In this article, I would like to suggest using cost of production and moisture content as the primary guide for pricing silage. This may be the best approach in situations without a number of ready buyers or sellers but just two parties trying to arrive at a fair price.
The conventional approach of the economist is to price the silage relative to the opportunity cost: what the corn is worth if sold for grain or the value of alternatives to corn silage for the buyer. The problem is the commodities most often used to make this comparison (corn grain and soybean meal) are not good comparables. Corn grain and soybean meal are dry, dense, easily transportable forms of nutrients that are easily preserved. In contrast, corn silage is wet, bulky, cumbersome to transport, and must be managed and stored in a particular fashion if it is to retain its value. Since so much corn grain and soybean meal is produced in the Midwest, the quantity of corn grain and soybean meal available on the open market (and hence its price) may not correspond to the forage yields in a particular locality. Because of these differences, the opportunity cost may not reflect the local value of the silage.
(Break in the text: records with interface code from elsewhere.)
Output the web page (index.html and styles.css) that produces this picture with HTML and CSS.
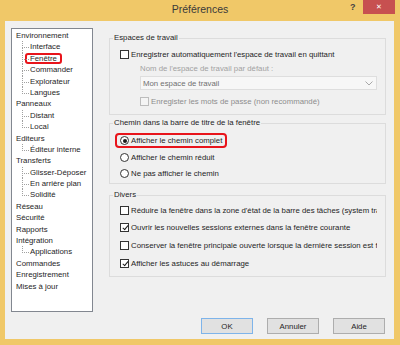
FILE: index.html
```html
<!DOCTYPE html>
<html lang="fr">
<head>
  <meta charset="UTF-8">
  <title>Préférences</title>
  <link rel="stylesheet" href="styles.css">
</head>
<body>

  <div class="window">
    <div class="titlebar">
      <div class="title">Préférences</div>
      <div class="help">?</div>
      <div class="close">&#x2715;</div>
    </div>

    <div class="client">
      <div class="main">

        <!-- Arbre des catégories -->
        <ul class="tree">
          <li class="node">Environnement</li>
          <li class="node child">Interface</li>
          <li class="node child"><span class="marked">Fenêtre</span></li>
          <li class="node child">Commander</li>
          <li class="node child">Explorateur</li>
          <li class="node child last">Langues</li>
          <li class="node">Panneaux</li>
          <li class="node child">Distant</li>
          <li class="node child last">Local</li>
          <li class="node">Editeurs</li>
          <li class="node child last">Éditeur interne</li>
          <li class="node">Transferts</li>
          <li class="node child">Glisser-Déposer</li>
          <li class="node child">En arrière plan</li>
          <li class="node child last">Solidité</li>
          <li class="node">Réseau</li>
          <li class="node">Sécurité</li>
          <li class="node">Rapports</li>
          <li class="node">Intégration</li>
          <li class="node child last">Applications</li>
          <li class="node">Commandes</li>
          <li class="node">Enregistrement</li>
          <li class="node">Mises à jour</li>
        </ul>

        <div class="pages">
          <fieldset class="group group-work">
            <legend>Espaces de travail</legend>
            <div class="row"><span class="check"></span>Enregistrer automatiquement l'espace de travail en quittant</div>
            <div class="indent">
              <div class="row muted">Nom de l'espace de travail par défaut :</div>
              <div class="combo">
                <span>Mon espace de travail</span>
                <svg width="8" height="5" viewBox="0 0 8 5"><path d="M0.5 0.5 L4 4 L7.5 0.5" fill="none" stroke="#a8a8a8" stroke-width="1"/></svg>
              </div>
              <div class="row disabled"><span class="check"></span>Enregister les mots de passe (non recommandé)</div>
            </div>
          </fieldset>

          <fieldset class="group group-path">
            <legend>Chemin dans la barre de titre de la fenêtre</legend>
            <div class="row marked-row"><span class="radio on"></span>Afficher le chemin complet</div>
            <div class="row"><span class="radio"></span>Afficher le chemin réduit</div>
            <div class="row"><span class="radio"></span>Ne pas afficher le chemin</div>
          </fieldset>

          <fieldset class="group group-misc">
            <legend>Divers</legend>
            <div class="row"><span class="check"></span>Réduire la fenêtre dans la zone d'état de la barre des tâches (system tray)</div>
            <div class="row"><span class="check on"></span>Ouvrir les nouvelles sessions externes dans la fenêtre courante</div>
            <div class="row"><span class="check"></span>Conserver la fenêtre principale ouverte lorsque la dernière session est fermée</div>
            <div class="row"><span class="check on"></span>Afficher les astuces au démarrage</div>
          </fieldset>
        </div>
      </div>

      <div class="buttons">
        <button class="default">OK</button>
        <button>Annuler</button>
        <button>Aide</button>
      </div>
    </div>
  </div>

</body>
</html>
```

FILE: styles.css
```css
body {
  margin: 0;
  font-family: 'Liberation Sans', Arial, sans-serif;
  font-size: 7.8px;
  color: #1e1e1e;
  background: #f0c868;
}
.window {
  width: 400px;
  height: 345px;
  display: flex;
  flex-direction: column;
  overflow: hidden;
}

/* Barre de titre */
.titlebar {
  height: 21px;
  display: flex;
  align-items: flex-start;
  position: relative;
}
.title {
  position: absolute;
  left: 0;
  right: 0;
  top: 3px;
  text-align: center;
  font-size: 10.5px;
  color: #3a3a3a;
}
.help {
  margin-left: auto;
  margin-top: 2px;
  width: 10px;
  font-size: 9px;
  font-weight: bold;
  color: #444;
}
.close {
  width: 32px;
  height: 14px;
  margin: 0 5px 0 3px;
  background: #c75050;
  color: white;
  font-size: 7px;
  line-height: 14px;
  text-align: center;
}

/* Zone client */
.client {
  flex: 1;
  margin: 0 6px 6px 5px;
  background: #f0f0f0;
  padding: 7px 8px 5px 6px;
  display: flex;
  flex-direction: column;
}
.main {
  display: flex;
  gap: 16px;
  height: 284px;
}

.tree {
  flex: none;
  list-style: none;
  margin: 0;
  width: 82px;
  box-sizing: border-box;
  border: 1px solid #828790;
  background: white;
  padding: 1px 0 0 4px;
}
.node {
  line-height: 11.4px;
  height: 11.4px;
  white-space: nowrap;
}
.child {
  position: relative;
  margin-left: 6px;
  padding-left: 8px;
}
.child::before {
  content: "";
  position: absolute;
  left: 0;
  top: 0;
  width: 6px;
  height: 6px;
  border-left: 1px dotted #a0a0a0;
  border-bottom: 1px dotted #a0a0a0;
}
.child::after {
  content: "";
  position: absolute;
  left: 0;
  top: 6px;
  bottom: 0;
  border-left: 1px dotted #a0a0a0;
}
.child.last::after {
  display: none;
}
.marked {
  display: inline-block;
  margin-left: -5px;
  padding: 0 3px;
  height: 11px;
  line-height: 8px;
  border: 2px solid #e8141b;
  border-radius: 3px;
  box-sizing: border-box;
}

/* Pages de droite */
.pages {
  flex: 1;
  min-width: 0;
  display: flex;
  flex-direction: column;
}
.group {
  margin: 0;
  border: 1px solid #dcdcdc;
  padding: 3px 8px 6px 10px;
  min-width: 0;
  overflow: hidden;
}
.group legend {
  padding: 0 1px;
  margin-left: -7px;
  line-height: 12px;
}
.group-work {
  margin-top: 4px;
}
.group-path {
  margin-top: 2px;
  padding-top: 4px;
  padding-bottom: 3px;
}
.group-misc {
  margin-top: 5px;
  padding-top: 2px;
}
.row {
  height: 14px;
  display: flex;
  align-items: center;
  gap: 2px;
  white-space: nowrap;
  overflow: hidden;
}
.group-path .row + .row {
  margin-top: 2px;
}
.group-misc .row + .row {
  margin-top: 3.7px;
}
.marked-row {
  width: fit-content;
  height: 15px;
  box-sizing: border-box;
  margin-left: -5px;
  padding: 0 3px;
  border: 2px solid #e8141b;
  border-radius: 4px;
}
.indent {
  margin-left: 20px;
}
.muted {
  color: #a2a2a2;
}
.disabled {
  color: #8d8d8d;
  margin-top: 4px;
}
.combo {
  height: 14px;
  box-sizing: border-box;
  margin-top: 1px;
  border: 1px solid #dedede;
  background: #f7f7f7;
  color: #707070;
  display: flex;
  align-items: center;
  justify-content: space-between;
  padding: 0 3px 0 2px;
}

/* Cases et boutons radio */
.check, .radio {
  flex: none;
  width: 9px;
  height: 9px;
  box-sizing: border-box;
  border: 1px solid #333;
  background: white;
  position: relative;
}
.radio {
  border-radius: 50%;
}
.radio.on::after {
  content: "";
  position: absolute;
  left: 1.5px;
  top: 1.5px;
  width: 4px;
  height: 4px;
  border-radius: 50%;
  background: #1a1a1a;
}
.check.on::after {
  content: "";
  position: absolute;
  left: 2.5px;
  top: 0px;
  width: 2px;
  height: 5px;
  border: solid #1a1a1a;
  border-width: 0 1.5px 1.5px 0;
  transform: rotate(40deg);
}
.disabled .check {
  border-color: #bcbcbc;
  background: #f4f4f4;
}

/* Boutons */
.buttons {
  margin-top: 6px;
  display: flex;
  justify-content: flex-end;
  gap: 14px;
  padding-right: 1px;
}
button {
  width: 52px;
  height: 16px;
  padding: 0;
  font-family: inherit;
  font-size: 7.8px;
  color: #1e1e1e;
  background: #e1e1e1;
  border: 1px solid #adadad;
}
button.default {
  border-color: #7eb4ea;
}
```
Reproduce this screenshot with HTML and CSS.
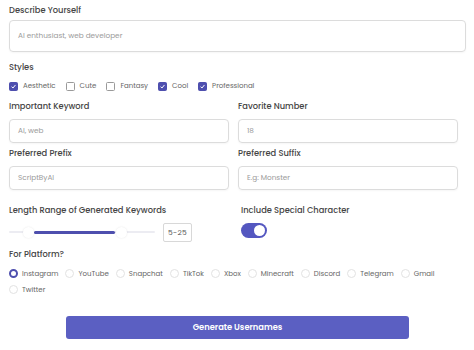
FILE: index.html
```html
<!DOCTYPE html>
<html>
<head>
<meta charset="utf-8">
<link rel="stylesheet" href="styles.css">
</head>
<body>
<div class="page">
  <div class="field full">
    <div class="label">Describe Yourself</div>
    <div class="input tall">AI enthusiast, web developer</div>
  </div>

  <div class="label styles-label">Styles</div>
  <div class="checks">
    <span class="check"><span class="box on"><svg viewBox="0 0 10 10"><path d="M2.3 5.2 L4.2 7.2 L7.8 2.8" /></svg></span>Aesthetic</span>
    <span class="check"><span class="box"></span>Cute</span>
    <span class="check"><span class="box"></span>Fantasy</span>
    <span class="check"><span class="box on"><svg viewBox="0 0 10 10"><path d="M2.3 5.2 L4.2 7.2 L7.8 2.8" /></svg></span>Cool</span>
    <span class="check"><span class="box on"><svg viewBox="0 0 10 10"><path d="M2.3 5.2 L4.2 7.2 L7.8 2.8" /></svg></span>Professional</span>
  </div>

  <div class="grid">
    <div class="field">
      <div class="label">Important Keyword</div>
      <div class="input">AI, web</div>
    </div>
    <div class="field">
      <div class="label">Favorite Number</div>
      <div class="input">18</div>
    </div>
    <div class="field">
      <div class="label">Preferred Prefix</div>
      <div class="input">ScriptByAI</div>
    </div>
    <div class="field">
      <div class="label">Preferred Suffix</div>
      <div class="input">E.g: Monster</div>
    </div>
  </div>

  <div class="grid range-row">
    <div class="field">
      <div class="label">Length Range of Generated Keywords</div>
      <div class="slider-row">
        <div class="slider">
          <div class="track"></div>
          <div class="fill"></div>
          <div class="thumb t1"></div>
          <div class="thumb t2"></div>
        </div>
        <div class="value">5-25</div>
      </div>
    </div>
    <div class="field special">
      <div class="label">Include Special Character</div>
      <div class="toggle"><span class="knob"></span></div>
    </div>
  </div>

  <div class="label platform-label">For Platform?</div>
  <div class="radios">
    <span class="radio"><span class="dot on"></span>Instagram</span>
    <span class="radio"><span class="dot"></span>YouTube</span>
    <span class="radio"><span class="dot"></span>Snapchat</span>
    <span class="radio"><span class="dot"></span>TikTok</span>
    <span class="radio"><span class="dot"></span>Xbox</span>
    <span class="radio"><span class="dot"></span>Minecraft</span>
    <span class="radio"><span class="dot"></span>Discord</span>
    <span class="radio"><span class="dot"></span>Telegram</span>
    <span class="radio"><span class="dot"></span>Gmail</span>
    <span class="radio"><span class="dot"></span>Twitter</span>
  </div>

  <div class="button-wrap">
    <div class="button">Generate Usernames</div>
  </div>
</div>
</body>
</html>
```

FILE: styles.css
```css
* { box-sizing: border-box; }
html, body { margin: 0; padding: 0; background: #ffffff; }
body {
  font-family: "Poppins", "Open Sans", "Noto Sans", sans-serif;
  color: #444444;
  width: 474px;
  height: 350px;
  overflow: hidden;
}
.page {
  padding: 3px 8px 0 9px;
}
.label {
  font-size: 8.3px;
  line-height: 14px;
  font-weight: 500;
  color: #444444;
  white-space: nowrap;
}
.input {
  border: 1px solid #dcdcdc;
  border-radius: 4px;
  height: 24px;
  margin-top: 6px;
  padding: 0 8px;
  font-size: 7.3px;
  line-height: 22px;
  color: #9a9a9a;
  box-shadow: 0 1px 2px rgba(0,0,0,0.04);
}
.input.tall {
  height: 32px;
  line-height: 30px;
  margin-top: 3px;
}
.styles-label { margin-top: 8px; }
.checks {
  display: flex;
  gap: 10px;
  margin-top: 5px;
  height: 14px;
  align-items: center;
}
.check {
  display: flex;
  align-items: center;
  gap: 5px;
  font-size: 7px;
  color: #666666;
}
.box {
  width: 9px;
  height: 9px;
  border: 1px solid #9a9a9a;
  border-radius: 1.5px;
  display: inline-flex;
}
.box.on {
  background: #4e4fae;
  border-color: #4e4fae;
}
.box svg { width: 100%; height: 100%; }
.box svg path { fill: none; stroke: #ffffff; stroke-width: 1.4; }
.grid {
  display: grid;
  grid-template-columns: 220px 220px;
  column-gap: 9px;
  row-gap: 3px;
  margin-top: 6px;
}
.range-row { margin-top: 13px; }
.slider-row {
  display: flex;
  align-items: center;
  gap: 8px;
  margin-top: 5px;
}
.slider {
  position: relative;
  width: 146px;
  height: 20px;
}
.track {
  position: absolute;
  left: 0; right: 0; top: 9px;
  height: 2px;
  background: #ececf2;
  border-radius: 1px;
}
.fill {
  position: absolute;
  left: 25px; width: 81px; top: 8.5px;
  height: 3px;
  background: #4e4fae;
  border-radius: 2px;
}
.thumb {
  position: absolute;
  top: 5px;
  width: 11px; height: 11px;
  border-radius: 50%;
  background: #ffffff;
  box-shadow: 0 0 2px rgba(0,0,0,0.1);
}
.t1 { left: 14px; }
.t2 { left: 107px; }
.value {
  border: 1px solid #d8d8d8;
  border-radius: 2px;
  font-size: 7.5px;
  color: #555;
  height: 19px;
  line-height: 17px;
  padding: 0 4px;
  letter-spacing: 0.3px;
}
.special { padding-left: 3px; }
.toggle {
  margin-top: 6px;
  width: 26px;
  height: 15px;
  border-radius: 8px;
  background: #5457c0;
  position: relative;
}
.knob {
  position: absolute;
  right: 2px; top: 2px;
  width: 11px; height: 11px;
  border-radius: 50%;
  background: #ffffff;
}
.platform-label { margin-top: 5px; }
.radios {
  display: flex;
  flex-wrap: wrap;
  column-gap: 7px;
  row-gap: 1px;
  margin-top: 5px;
  width: 440px;
}
.radio {
  display: flex;
  align-items: center;
  gap: 4px;
  font-size: 7px;
  color: #666666;
  height: 15px;
}
.dot {
  width: 9px; height: 9px;
  border-radius: 50%;
  border: 1px solid #e2e2e2;
}
.dot.on {
  border: 2.5px solid #4e4fae;
  background: #ffffff;
}
.button-wrap {
  padding-left: 57px;
  margin-top: 19px;
}
.button {
  width: 343px;
  height: 23px;
  border-radius: 3px;
  background: #5b5fc2;
  color: #ffffff;
  font-size: 8.3px;
  font-weight: 600;
  text-align: center;
  line-height: 23px;
}
```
Some people use a moisture-adjusted local value of high quality hay as an indicator of the value of corn silage. This comparison can be helpful since usually more hay is sold than silage. The local price for high quality hay would correspond to local availability and value of forage. But hay is still not a perfect match. Hay, being dry, is more easily transported and stored. Most buyers of corn silage are dairymen, and a very few dairy farmers are willing to convert to hay as the primary forage source.
Typically, the grower/seller of corn silage is in close proximity to the user/buyer and the alternatives these two farmers face are not inviting. The grower is usually faced with low grain yield (due to poor weather that has forced the buyer to look for silage to purchase) and low grain prices (because the Midwest floods the market with grain). The buyer MUST have silage to feed his dairy cows, or he will face a very serious loss in milk yield. What is fair?
The Extension Farm Business Management Budgets can help. The budgets are good indicators of what typical costs of production are in Virginia, and they allow folks to enter the known individual costs. For example, the budget for minimum tillage corn silage with a yield of 15 tons per acre values the silage before harvest between $14 and $18 per ton depending on how you account for labor and fixed costs. A grower might want to enter his/her labor at $12 to $15 per hour as opposed to the default value of $7.50/hour that appears in the budget. The budgets allow grower and buyer to enter wage rates with which they are comfortable and to sort-out harvest costs since the buyer is often doing some or all of the harvest work. Using $2-$2.50 per ton per loaded mile for hauling silage and $12 per hour for labor seems to bring harvest costs in the Extension Budget in-line with rates charged by custom corn silage harvesters in the Shenandoah Valley.
Trying to estimate silage yield of standing corn is extremely difficult, since the grower and buyer are more likely to be satisfied if they sell the silage on a per ton basis. They should take the time to get empty- and loaded-weights of the forage wagons at least once during harvest and then count wagons loads harvested.
The grower and buyer need also to consider moisture content. Sixty-five percent moisture (35% dry matter) is considered ideal for most corn silage. Chopped whole-plant corn going into horizontal trenches or piles can be as wet as 70% moisture (30% dry matter) and still make good quality silage without too much juicing. Chopped whole-plant corn going into upright, oxygen- limiting siloes can be as dry as 55% moisture (45% dry matter) and still have adequate fermentation to make high quality silage.
Figure 1 and Table 1 serve as a general guide for how the value and quality of silage changes with moisture content.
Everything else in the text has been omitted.